For some time my primary workplace has been having a problem with SQL Server replication delaying for several minutes at a time which is surprising given the 12GB of RAM and quad processor hardware behind it.
Activity Monitor showed a number of processes on the distribution database used for SQL Server’s replication were blocked by another process which was in turn blocked by a SQL Agent – TSQL Job executing on the distribution database.
This process’s job GUID that did not match any of our jobs and appeared to be an internal job that regularly executes:
EXEC dbo.sp_MSdistribution_cleanup @min_distretention = 0, @max_disretention = 32760
This would sit on the
PAGEIOLATCH_SH status for over 10 minutes at a time most most likely because it was operating on an MSrepl_commands table with 3.4 million records and a
MSrepl_transactions table of 600k records.

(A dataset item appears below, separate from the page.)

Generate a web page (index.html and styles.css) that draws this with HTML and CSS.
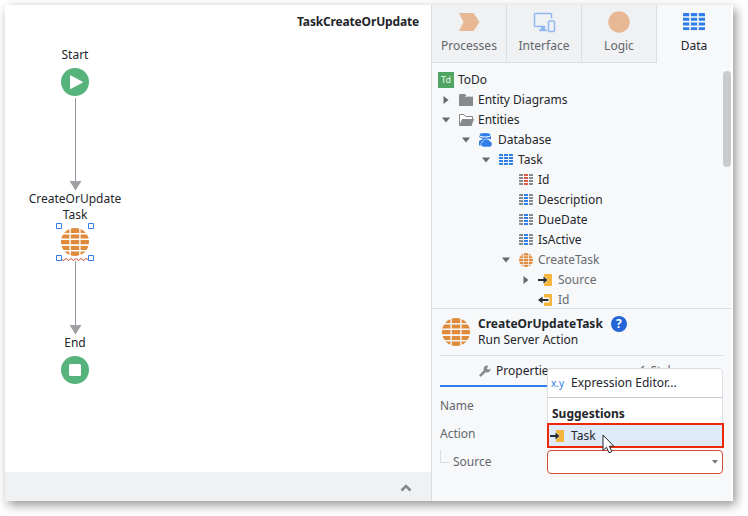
FILE: index.html
```html
<!DOCTYPE html>
<html lang="en">
<head>
<meta charset="utf-8">
<title>TaskCreateOrUpdate</title>
<link rel="stylesheet" href="styles.css">
</head>
<body>
<svg class="defs" width="0" height="0" aria-hidden="true">
  <defs>
    <clipPath id="disc"><circle cx="14" cy="14" r="14"/></clipPath>
    <symbol id="globe" viewBox="0 0 28 28">
      <path clip-path="url(#disc)" d="M0 0h8.400v5H0zM9.800 0h8.400v5H9.800zM19.600 0H28v5h-8.400zM0 6.500h8.400v4H0zM9.800 6.500h8.400v4H9.800zM19.600 6.500H28v4h-8.400zM0 12h8.400v4.300H0zM9.800 12h8.400v4.300H9.800zM19.600 12H28v4.300h-8.400zM0 18h8.400v4H0zM9.800 18h8.400v4H9.800zM19.600 18H28v4h-8.400zM0 23.500h8.400V28H0zM9.800 23.500h8.400V28H9.800zM19.600 23.500H28V28h-8.400z"/>
    </symbol>
    <symbol id="grid" viewBox="0 0 14 11">
      <path d="M.500 0H4v2H0V.500zM0 3h4v2H0zM0 6h4v2H0zM0 9h4v2H.500L0 10.500zM10 0h3.500l.500.500V2h-4zM10 3h4v2h-4zM10 6h4v2h-4zM10 9h4v1.500l-.500.500H10z"/>
      <path class="mid" d="M5 0h4v2H5zM5 3h4v2H5zM5 6h4v2H5zM5 9h4v2H5z"/>
    </symbol>
    <symbol id="down" viewBox="0 0 8 6"><path d="M0 .5h8L4 5.500z"/></symbol>
    <symbol id="right" viewBox="0 0 6 8"><path d="M.5 0v8l5-4z"/></symbol>
    <symbol id="input" viewBox="0 0 14 12">
      <path fill="#f4b63f" d="M6 0h8v12H6V9.500L10 6 6 2.500z"/>
      <path fill="#292d33" d="M0 5h5.500V2.500L9.500 6l-4 3.500V7H0z"/>
    </symbol>
    <symbol id="output" viewBox="0 0 14 12">
      <path fill="#f4b63f" d="M6 0h8v12H6V8.500h5.500v-5H6z"/>
      <path fill="#292d33" d="M10.500 5H4.500V2.500L0 6l4.500 3.500V7h6z"/>
    </symbol>
  </defs>
</svg>

<div class="window">
  <main class="canvas">
    <h1 class="flow-title">TaskCreateOrUpdate</h1>
    <svg class="links" width="426" height="466">
      <path d="M70.500 93v84M70.500 256v65" stroke="#97989d"/>
      <path d="M64.500 176h12l-6 9.500zM64.500 320h12l-6 9.500z" fill="#a0a1a5"/>
    </svg>
    <div class="node start">
      <span>Start</span>
      <svg width="28" height="28"><circle cx="14" cy="14" r="14" fill="#56b37c"/><path d="M9.500 7.800v12.700L21.500 14.200z" fill="#fff" stroke="#fff" stroke-linejoin="round"/></svg>
    </div>
    <div class="node action">
      <span>CreateOrUpdate Task</span>
      <svg width="38" height="38">
        <use href="#globe" x="5" y="5" width="28" height="28" fill="#e08a3c"/>
        <path d="M5 36l2.500 1.500 2.500-2 2.500 2 2.500-2 2.500 2 2.500-2 2.500 2 2.500-2 2.500 2 2.500-2 3 1.500" fill="none" stroke="#d04a38"/>
        <path d="M.500.500h5v5h-5zM32.500.500h5v5h-5zM.500 32.500h5v5h-5zM32.500 32.500h5v5h-5z" fill="#fff" stroke="#2f7de8"/>
      </svg>
    </div>
    <div class="node end">
      <span>End</span>
      <svg width="28" height="28"><circle cx="14" cy="14" r="14" fill="#56b37c"/><rect x="8" y="8" width="12" height="12" rx="1.500" fill="#fff"/></svg>
    </div>
    <footer class="canvas-bar">
      <svg width="12" height="8"><path d="M1.500 6.500L6 2l4.500 4.500" fill="none" stroke="#87888c" stroke-width="2.600"/></svg>
    </footer>
  </main>

  <aside class="panel">
    <nav class="tabs">
      <a class="tab"><svg width="22" height="24"><path d="M1 4h14.500l6 9-6 9H1l4.500-9z" fill="#e7b893"/></svg>Processes</a>
      <a class="tab"><svg width="24" height="24" fill="none" stroke="#8fb8f2" stroke-width="1.500"><path d="M13.500 17.500H3.500q-1 0-1-1V5.500q0-1 1-1h15q1 0 1 1v4"/><path d="M9 18h4v3H9z" fill="#8fb8f2" stroke="none"/><path d="M7 21.300h8" stroke-width="1.800"/><rect x="16.500" y="12" width="6" height="10.500" rx="1"/></svg>Interface</a>
      <a class="tab"><svg width="22" height="24"><circle cx="11" cy="13" r="10.700" fill="#e7b893"/></svg>Logic</a>
      <a class="tab active"><svg width="22" height="24" fill="#2f7de8"><use href="#grid" y="4" width="22" height="17.300"/></svg>Data</a>
    </nav>

    <section class="tree">
      <div class="row root"><b class="logo">Td</b>ToDo</div>
      <div class="row l1"><svg class="arrow"><use href="#right"/></svg><svg class="icon" width="15" height="12" viewBox="0 0 15 12"><path d="M1 0h5l1.500 2H14v10H0V1z" fill="#88898d"/><path d="M6 2.500h8" stroke="#d0d1d4"/></svg>Entity Diagrams</div>
      <div class="row l1"><svg class="arrow"><use href="#down"/></svg><svg class="icon" width="15" height="12" viewBox="0 0 15 12"><path d="M.500 11V.500H5l1.500 2h7V5" fill="#fff" stroke="#88898d"/><path d="M3 5h12l-2.500 7H0z" fill="#88898d"/></svg>Entities</div>
      <div class="row l2"><svg class="arrow"><use href="#down"/></svg><svg class="icon" width="15" height="14" viewBox="0 0 15 14"><path d="M1 3c3 2 9 2 12 0v3.500c-1.500-1-4-1-5 1-2.500 0-4.500 2-4 5H1V8l4-2-4-2z" fill="#2f7de8"/><ellipse cx="7" cy="1.800" rx="5.500" ry="1.700" fill="#2f7de8"/><path d="M5 14a2.700 2.700 0 0 1 0-5.300 3.700 3.700 0 0 1 7-.5A3 3 0 0 1 12 14z" fill="#2f7de8" stroke="#f6f7fa" stroke-width=".6"/></svg>Database</div>
      <div class="row l3"><svg class="arrow"><use href="#down"/></svg><svg class="icon entity" width="14" height="11"><use href="#grid"/></svg>Task</div>
      <div class="row l4"><svg class="icon attr key" width="14" height="11"><use href="#grid"/></svg>Id</div>
      <div class="row l4"><svg class="icon attr" width="14" height="11"><use href="#grid"/></svg>Description</div>
      <div class="row l4"><svg class="icon attr" width="14" height="11"><use href="#grid"/></svg>DueDate</div>
      <div class="row l4"><svg class="icon attr" width="14" height="11"><use href="#grid"/></svg>IsActive</div>
      <div class="row l4 muted"><svg class="arrow"><use href="#down"/></svg><svg class="icon orange" width="14" height="14"><use href="#globe"/></svg>CreateTask</div>
      <div class="row l5 muted"><svg class="arrow"><use href="#right"/></svg><svg class="icon" width="14" height="12"><use href="#input"/></svg>Source</div>
      <div class="row l5 muted"><svg class="icon" width="14" height="12"><use href="#output"/></svg>Id</div>
      <i class="scroll"></i>
    </section>

    <section class="props">
      <header class="head">
        <svg class="orange" width="28" height="28"><use href="#globe"/></svg>
        <div>
          <h2>CreateOrUpdateTask <em class="help">?</em></h2>
          <p>Run Server Action</p>
        </div>
      </header>
      <div class="subtabs">
        <a class="subtab on"><svg width="12" height="12" viewBox="0 0 12 12"><path d="M1.700 10.300L7 5" stroke="#88898d" stroke-width="2.600" stroke-linecap="round"/><path d="M9.500.7A3.500 3.500 0 1 0 11.600 3.800L9.500 4.800 7.700 3.500z" fill="#88898d"/></svg>Properties</a>
        <a class="subtab"><svg width="12" height="12" viewBox="0 0 12 12"><path d="M1 11c0-3 1-4 3-4l1.500 1.500C5.500 10.500 4 11 1 11zM5 6l5-5.500L11.500 1.500 6.500 7.500z" fill="#88898d"/></svg>Styles</a>
      </div>
      <div class="fields">
        <label>Name</label>
        <label>Action</label>
        <label class="child"><i class="elbow"></i>Source</label>
        <div class="combo"><svg width="6" height="4"><path d="M0 0h6L3 3.800z" fill="#77797e"/></svg></div>
      </div>
      <div class="menu">
        <div class="editor"><span class="xy">x.y</span>Expression Editor...</div>
        <div class="group">Suggestions</div>
        <div class="choice"><svg width="14" height="12"><use href="#input"/></svg>Task</div>
        <svg class="cursor" width="14" height="20" viewBox="0 0 14 20"><path d="M1 1v15.500l3.500-3.200 2.500 5.500 2.800-1.200-2.500-5.400h4.500z" fill="#fff" stroke="#23262e"/></svg>
      </div>
    </section>
  </aside>
</div>
</body>
</html>
```

FILE: styles.css
```css
* { box-sizing: border-box; }
body {
  margin: 0;
  padding: 5px;
  height: 516px;
  overflow: hidden;
  background: #fff;
  font: 12px/16px "Noto Sans", sans-serif;
  color: #23262b;
}
h1, h2, p { margin: 0; font-size: 12px; }
svg { display: block; flex: none; }
.defs { position: absolute; }
.window {
  display: flex;
  width: 728px;
  height: 496px;
  background: #fff;
  box-shadow: 3px 4px 10px rgba(0, 0, 0, .42);
}
.canvas {
  position: relative;
  width: 426px;
  display: flex;
  flex-direction: column;
  justify-content: space-between;
}
.flow-title {
  padding: 9px 12px 0;
  text-align: right;
  letter-spacing: -.16px;
}
.links { position: absolute; left: 0; top: 0; }
.node {
  position: absolute;
  left: 20px;
  width: 100px;
  display: flex;
  flex-direction: column;
  align-items: center;
  text-align: center;
}
.start { top: 42px; gap: 5px; }
.action { top: 186px; }
.end { top: 330px; gap: 5px; }
.canvas-bar {
  display: flex;
  justify-content: flex-end;
  height: 29px;
  padding: 12px 19px 0;
  background: #f0f1f3;
}
.panel {
  width: 302px;
  display: flex;
  flex-direction: column;
  border-left: 1px solid #dcdee2;
  border-right: 2px solid #fff;
  background: #f7f8fa;
}
.tabs { display: flex; height: 58px; }
.tab {
  display: flex;
  flex: 0 0 75px;
  flex-direction: column;
  align-items: center;
  gap: 5px;
  padding-top: 4px;
  border-right: 1px solid #dcdee2;
  border-bottom: 1px solid #dcdee2;
  background: #f0f1f3;
  color: #63666c;
}
.tab.active {
  flex-basis: 74px;
  border-color: transparent;
  border-right: 0;
  background: none;
  color: #23262b;
}
.tree {
  position: relative;
  height: 246px;
  padding-top: 7px;
  border-bottom: 1px solid #dcdee2;
  overflow: hidden;
}
.row { display: flex; align-items: center; height: 20px; }
.root { padding-left: 6px; gap: 4px; }
.logo {
  width: 16px;
  height: 16px;
  background: #50a563;
  color: #e5f5e8;
  font-size: 9px;
  font-weight: 400;
  text-align: center;
}
.l1 { padding-left: 27px; }
.l2 { padding-left: 46px; }
.l3 { padding-left: 67px; }
.l4 { padding-left: 87px; }
.l5 { padding-left: 106px; }
.row:not(.root) { position: relative; }
.arrow {
  position: absolute;
  margin-left: -17px;
  width: 8px;
  height: 8px;
  fill: #66686d;
}
.icon { margin-right: 5px; }
.l1 .icon { margin-right: 4px; }
.l2 .arrow, .l5 .arrow { margin-left: -16px; }
.l5 .icon { margin-right: 6px; }
.entity { fill: #2f7de8; }
.attr { fill: #88898d; --mid: #2f7de8; }
.entity, .attr { margin-bottom: 1px; }
.key { --mid: #dc5945; }
.mid { fill: var(--mid); }
.tab, .entity { --mid: #2f7de8; }
.orange { fill: #e08a3c; }
.muted { color: #686b70; }
.scroll {
  position: absolute;
  right: 0;
  top: 8px;
  width: 8px;
  height: 96px;
  border-radius: 4px;
  background: #cacbce;
}
.props { position: relative; flex: 1; padding: 0 8px; }
.head {
  display: flex;
  align-items: center;
  gap: 8px;
  height: 47px;
  padding-left: 2px;
  border-bottom: 1px solid #dcdee2;
}
.head h2 { display: flex; gap: 8px; align-items: center; height: 16px; }
.help {
  width: 16px;
  height: 16px;
  border-radius: 50%;
  background: #2465d8;
  color: #fff;
  text-align: center;
  font-style: normal;
}
.subtabs { display: flex; height: 31px; }
.subtab {
  display: flex;
  flex: 1;
  align-items: center;
  justify-content: center;
  gap: 5px;
  padding-left: 12px;
  border-bottom: 2px solid transparent;
  color: #63666c;
}
.on { border-color: #2f7de8; color: #23262b; }
.fields {
  display: grid;
  grid-template-columns: 107px 176px;
  grid-template-rows: 28px 28px 28px;
  align-items: center;
  padding-top: 5px;
  color: #63666c;
}
.child { display: flex; gap: 3px; }
.elbow {
  width: 10px;
  height: 13px;
  margin-top: -4px;
  border-left: 1px solid #dcdee2;
  border-bottom: 1px solid #dcdee2;
}
.fields label { grid-column: 1; }
.combo {
  grid-column: 2;
  grid-row: 3;
  display: flex;
  align-items: center;
  justify-content: flex-end;
  height: 24px;
  padding-right: 4px;
  border: 1px solid #d54b35;
  border-radius: 4px;
  background: #fff;
}
.menu {
  position: absolute;
  left: 115px;
  top: 59px;
  width: 176px;
  height: 80px;
  border: 1px solid #dcdee2;
  border-radius: 4px 4px 0 0;
  background: #fff;
}
.editor {
  display: flex;
  align-items: center;
  gap: 6px;
  height: 29px;
  padding-left: 3px;
  border-bottom: 1px solid #c8cacd;
}
.xy { width: 14px; color: #2f7de8; font-size: 10px; }
.group { height: 25px; padding: 8px 4px 0; font-weight: 700; }
.choice {
  display: flex;
  align-items: center;
  gap: 7px;
  width: 177px;
  height: 25px;
  margin-left: -1px;
  padding-left: 1px;
  border: 2px solid #ed2809;
  background: #dfeafb;
}
.cursor { position: absolute; left: 54px; top: 65px; }
```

max_disretention is 72 (hours) and specifies how long to hold the replication history for. This means if a subscriber is down for longer than this period it will loose transactions.
Quite how this system obtained the value 32760 (3.7 years) is a bit of a mystery and I’m assuming that it actually uses a lower value as there have been more than 3.4 million updates in that period.
Setting this value to 84 hours (3.5 days) in Management Studio’s Replication > Distributor Properties > Transaction Retention soon dropped those large MS tables down to 406 records and 300 respectively and resulted in
sp\_MSdistribution\_cleanup executing in a couple of seconds.
It’s a very specific scenario but perhaps this blog post will be of use to somebody else!